╭─ Entries shown

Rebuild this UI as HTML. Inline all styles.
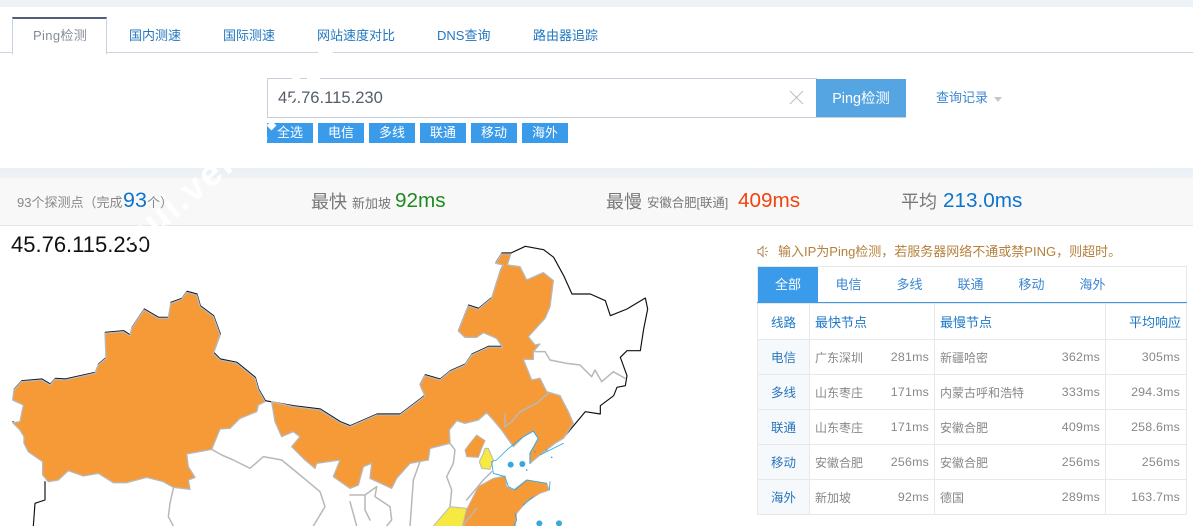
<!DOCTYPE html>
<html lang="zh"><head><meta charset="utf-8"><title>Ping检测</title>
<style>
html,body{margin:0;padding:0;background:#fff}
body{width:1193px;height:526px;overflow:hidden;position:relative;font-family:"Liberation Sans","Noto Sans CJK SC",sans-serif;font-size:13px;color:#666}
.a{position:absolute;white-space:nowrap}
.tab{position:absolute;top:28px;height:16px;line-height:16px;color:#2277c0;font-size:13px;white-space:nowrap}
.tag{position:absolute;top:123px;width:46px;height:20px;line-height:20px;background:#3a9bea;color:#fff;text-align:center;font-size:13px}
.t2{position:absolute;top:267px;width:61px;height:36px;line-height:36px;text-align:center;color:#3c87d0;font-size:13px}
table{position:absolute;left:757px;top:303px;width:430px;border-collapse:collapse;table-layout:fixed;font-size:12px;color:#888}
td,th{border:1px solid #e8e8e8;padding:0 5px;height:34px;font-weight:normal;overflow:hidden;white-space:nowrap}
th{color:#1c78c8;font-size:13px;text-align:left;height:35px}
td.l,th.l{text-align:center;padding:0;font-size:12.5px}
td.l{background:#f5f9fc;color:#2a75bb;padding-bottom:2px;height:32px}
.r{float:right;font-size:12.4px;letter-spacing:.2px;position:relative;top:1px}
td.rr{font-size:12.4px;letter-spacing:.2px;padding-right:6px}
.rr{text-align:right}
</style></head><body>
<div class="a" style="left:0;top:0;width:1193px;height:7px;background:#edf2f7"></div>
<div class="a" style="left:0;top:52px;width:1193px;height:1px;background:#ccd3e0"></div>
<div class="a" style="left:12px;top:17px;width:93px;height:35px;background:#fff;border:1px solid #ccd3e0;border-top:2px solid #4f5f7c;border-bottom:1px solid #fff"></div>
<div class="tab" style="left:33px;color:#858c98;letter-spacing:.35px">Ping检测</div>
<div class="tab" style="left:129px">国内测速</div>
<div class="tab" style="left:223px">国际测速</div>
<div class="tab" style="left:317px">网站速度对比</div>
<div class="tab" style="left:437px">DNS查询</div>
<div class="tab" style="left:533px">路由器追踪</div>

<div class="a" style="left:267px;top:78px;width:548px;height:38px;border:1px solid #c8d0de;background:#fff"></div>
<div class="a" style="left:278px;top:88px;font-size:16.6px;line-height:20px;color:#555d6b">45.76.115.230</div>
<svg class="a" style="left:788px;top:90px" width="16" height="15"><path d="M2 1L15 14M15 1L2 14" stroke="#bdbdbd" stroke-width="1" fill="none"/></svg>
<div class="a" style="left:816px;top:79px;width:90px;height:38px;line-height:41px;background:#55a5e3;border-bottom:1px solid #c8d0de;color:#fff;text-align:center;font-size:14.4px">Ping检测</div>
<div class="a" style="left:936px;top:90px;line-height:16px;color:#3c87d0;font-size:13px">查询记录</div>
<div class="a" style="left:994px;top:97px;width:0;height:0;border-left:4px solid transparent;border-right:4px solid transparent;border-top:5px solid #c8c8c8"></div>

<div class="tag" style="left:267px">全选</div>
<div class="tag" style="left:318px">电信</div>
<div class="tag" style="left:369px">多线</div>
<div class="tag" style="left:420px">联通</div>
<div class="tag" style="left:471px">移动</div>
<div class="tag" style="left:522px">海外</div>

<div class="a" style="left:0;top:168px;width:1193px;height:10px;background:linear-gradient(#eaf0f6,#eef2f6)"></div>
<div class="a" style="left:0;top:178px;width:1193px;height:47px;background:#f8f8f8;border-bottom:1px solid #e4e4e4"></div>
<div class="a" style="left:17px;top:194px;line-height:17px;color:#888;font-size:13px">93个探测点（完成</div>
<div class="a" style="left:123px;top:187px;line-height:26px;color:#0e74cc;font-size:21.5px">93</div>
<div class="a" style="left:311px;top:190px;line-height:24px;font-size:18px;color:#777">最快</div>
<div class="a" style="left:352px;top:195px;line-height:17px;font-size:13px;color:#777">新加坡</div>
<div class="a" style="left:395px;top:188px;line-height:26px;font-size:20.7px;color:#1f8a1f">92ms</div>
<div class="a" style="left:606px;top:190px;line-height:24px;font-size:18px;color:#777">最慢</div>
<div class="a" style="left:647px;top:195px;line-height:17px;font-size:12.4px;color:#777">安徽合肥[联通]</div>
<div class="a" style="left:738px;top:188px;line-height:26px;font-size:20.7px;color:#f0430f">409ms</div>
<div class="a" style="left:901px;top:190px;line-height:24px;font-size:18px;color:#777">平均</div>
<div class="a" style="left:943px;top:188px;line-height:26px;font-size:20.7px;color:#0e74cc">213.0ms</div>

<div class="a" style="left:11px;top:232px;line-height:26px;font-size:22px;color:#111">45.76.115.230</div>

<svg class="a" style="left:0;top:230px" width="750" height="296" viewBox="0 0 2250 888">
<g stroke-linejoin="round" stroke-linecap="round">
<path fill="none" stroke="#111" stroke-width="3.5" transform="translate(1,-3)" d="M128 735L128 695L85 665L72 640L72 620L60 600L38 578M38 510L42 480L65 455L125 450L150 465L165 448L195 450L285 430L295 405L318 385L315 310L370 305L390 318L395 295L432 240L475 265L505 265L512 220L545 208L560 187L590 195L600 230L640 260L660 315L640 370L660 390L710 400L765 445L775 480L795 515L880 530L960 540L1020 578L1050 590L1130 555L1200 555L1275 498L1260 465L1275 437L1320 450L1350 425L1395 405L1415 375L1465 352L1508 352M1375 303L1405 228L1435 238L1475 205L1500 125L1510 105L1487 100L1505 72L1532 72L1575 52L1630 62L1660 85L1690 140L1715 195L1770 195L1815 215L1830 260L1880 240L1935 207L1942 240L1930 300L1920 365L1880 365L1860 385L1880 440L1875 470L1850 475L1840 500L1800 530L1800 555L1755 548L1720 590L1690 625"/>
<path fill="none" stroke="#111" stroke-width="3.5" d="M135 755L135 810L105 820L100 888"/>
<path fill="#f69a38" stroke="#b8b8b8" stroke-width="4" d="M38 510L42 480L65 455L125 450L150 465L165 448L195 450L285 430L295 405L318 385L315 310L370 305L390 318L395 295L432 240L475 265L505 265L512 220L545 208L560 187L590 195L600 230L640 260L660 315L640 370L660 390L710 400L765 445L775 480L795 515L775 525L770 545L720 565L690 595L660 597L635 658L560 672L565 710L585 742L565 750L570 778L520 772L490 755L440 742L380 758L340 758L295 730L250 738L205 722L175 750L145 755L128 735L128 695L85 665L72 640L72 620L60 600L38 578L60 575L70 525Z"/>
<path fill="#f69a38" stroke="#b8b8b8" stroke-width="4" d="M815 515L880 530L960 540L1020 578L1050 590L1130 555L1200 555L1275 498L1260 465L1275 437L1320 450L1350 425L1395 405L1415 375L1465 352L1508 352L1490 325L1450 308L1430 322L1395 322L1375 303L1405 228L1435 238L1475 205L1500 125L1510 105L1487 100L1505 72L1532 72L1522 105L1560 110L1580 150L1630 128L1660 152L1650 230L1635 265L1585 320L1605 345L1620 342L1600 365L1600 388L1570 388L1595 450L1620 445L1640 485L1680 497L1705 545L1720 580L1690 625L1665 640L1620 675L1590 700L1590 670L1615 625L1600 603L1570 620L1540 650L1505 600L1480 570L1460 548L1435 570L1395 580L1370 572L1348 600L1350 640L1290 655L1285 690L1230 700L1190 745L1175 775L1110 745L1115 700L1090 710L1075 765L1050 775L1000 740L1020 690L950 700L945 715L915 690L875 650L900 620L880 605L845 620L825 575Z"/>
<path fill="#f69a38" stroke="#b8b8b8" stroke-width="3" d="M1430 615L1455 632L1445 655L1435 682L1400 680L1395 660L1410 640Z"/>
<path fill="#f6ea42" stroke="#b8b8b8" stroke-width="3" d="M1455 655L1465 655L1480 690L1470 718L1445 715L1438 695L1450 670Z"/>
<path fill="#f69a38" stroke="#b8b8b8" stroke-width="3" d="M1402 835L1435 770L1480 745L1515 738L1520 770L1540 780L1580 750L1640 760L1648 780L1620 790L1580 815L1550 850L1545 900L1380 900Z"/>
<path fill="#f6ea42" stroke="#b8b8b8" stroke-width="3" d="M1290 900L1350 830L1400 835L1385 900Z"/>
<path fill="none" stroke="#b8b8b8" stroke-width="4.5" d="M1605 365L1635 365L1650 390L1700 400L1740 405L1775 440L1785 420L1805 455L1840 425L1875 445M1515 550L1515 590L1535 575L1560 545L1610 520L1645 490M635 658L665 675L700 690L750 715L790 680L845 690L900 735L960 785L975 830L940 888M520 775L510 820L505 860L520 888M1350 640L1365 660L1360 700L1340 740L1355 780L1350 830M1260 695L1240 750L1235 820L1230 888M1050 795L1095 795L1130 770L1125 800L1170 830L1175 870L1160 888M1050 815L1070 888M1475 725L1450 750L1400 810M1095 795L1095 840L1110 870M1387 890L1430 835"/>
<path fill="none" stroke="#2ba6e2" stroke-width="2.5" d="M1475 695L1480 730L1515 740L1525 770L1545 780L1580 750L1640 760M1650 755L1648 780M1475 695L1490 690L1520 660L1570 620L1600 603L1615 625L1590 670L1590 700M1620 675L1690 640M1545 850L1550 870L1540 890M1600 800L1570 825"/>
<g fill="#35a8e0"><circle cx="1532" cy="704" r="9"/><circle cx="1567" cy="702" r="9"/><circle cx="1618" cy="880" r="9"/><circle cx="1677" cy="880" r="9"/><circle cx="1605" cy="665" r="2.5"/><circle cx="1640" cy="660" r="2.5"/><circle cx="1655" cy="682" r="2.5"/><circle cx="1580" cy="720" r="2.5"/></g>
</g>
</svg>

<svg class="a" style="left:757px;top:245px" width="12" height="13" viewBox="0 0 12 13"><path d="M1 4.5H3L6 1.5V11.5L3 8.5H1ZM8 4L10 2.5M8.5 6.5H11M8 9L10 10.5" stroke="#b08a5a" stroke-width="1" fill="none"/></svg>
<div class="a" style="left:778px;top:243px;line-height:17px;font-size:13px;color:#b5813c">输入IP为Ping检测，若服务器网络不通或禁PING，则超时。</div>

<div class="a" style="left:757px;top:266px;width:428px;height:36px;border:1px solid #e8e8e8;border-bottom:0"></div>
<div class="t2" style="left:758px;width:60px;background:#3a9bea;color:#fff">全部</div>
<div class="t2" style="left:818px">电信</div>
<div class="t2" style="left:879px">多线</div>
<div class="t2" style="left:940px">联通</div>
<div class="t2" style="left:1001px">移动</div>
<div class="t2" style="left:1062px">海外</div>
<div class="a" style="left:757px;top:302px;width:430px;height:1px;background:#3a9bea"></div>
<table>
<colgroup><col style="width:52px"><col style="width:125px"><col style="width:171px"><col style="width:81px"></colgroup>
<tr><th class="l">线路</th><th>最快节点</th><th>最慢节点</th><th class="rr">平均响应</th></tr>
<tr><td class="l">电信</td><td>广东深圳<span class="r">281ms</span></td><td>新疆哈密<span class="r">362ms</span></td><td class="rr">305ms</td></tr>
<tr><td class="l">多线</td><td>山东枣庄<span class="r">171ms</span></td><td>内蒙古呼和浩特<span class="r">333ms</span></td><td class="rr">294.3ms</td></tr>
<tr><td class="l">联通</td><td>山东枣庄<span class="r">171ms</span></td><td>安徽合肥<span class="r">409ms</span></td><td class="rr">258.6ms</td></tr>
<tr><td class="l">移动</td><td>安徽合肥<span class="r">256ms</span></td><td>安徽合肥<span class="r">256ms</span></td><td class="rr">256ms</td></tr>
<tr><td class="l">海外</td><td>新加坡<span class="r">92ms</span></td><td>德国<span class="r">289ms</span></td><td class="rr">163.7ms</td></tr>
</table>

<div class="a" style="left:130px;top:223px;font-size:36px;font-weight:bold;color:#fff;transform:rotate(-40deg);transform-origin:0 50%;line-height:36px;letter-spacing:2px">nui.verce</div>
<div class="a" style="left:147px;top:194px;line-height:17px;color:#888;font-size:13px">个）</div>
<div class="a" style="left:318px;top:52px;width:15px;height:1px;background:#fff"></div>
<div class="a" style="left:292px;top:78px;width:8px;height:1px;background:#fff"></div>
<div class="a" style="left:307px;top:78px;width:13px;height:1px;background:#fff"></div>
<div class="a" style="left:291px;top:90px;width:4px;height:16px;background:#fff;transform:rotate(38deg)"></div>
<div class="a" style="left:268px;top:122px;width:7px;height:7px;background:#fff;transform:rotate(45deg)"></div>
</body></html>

╰─
╭─ Entries shown

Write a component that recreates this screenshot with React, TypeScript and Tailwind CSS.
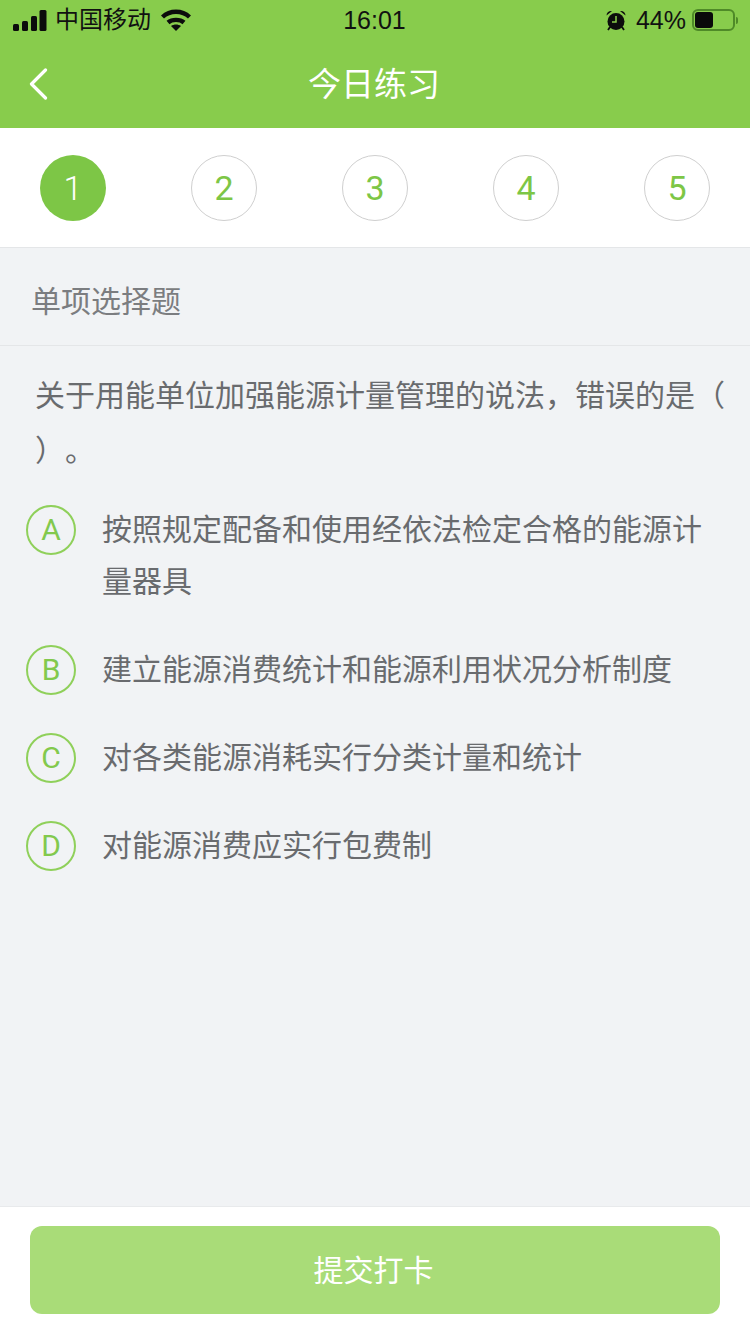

╰─

Go through the material and select each line with the string "this" in it.

Rebuild this UI as HTML. Inline all styles.
Write a component that recreates this screenshot with React, TypeScript and Tailwind CSS.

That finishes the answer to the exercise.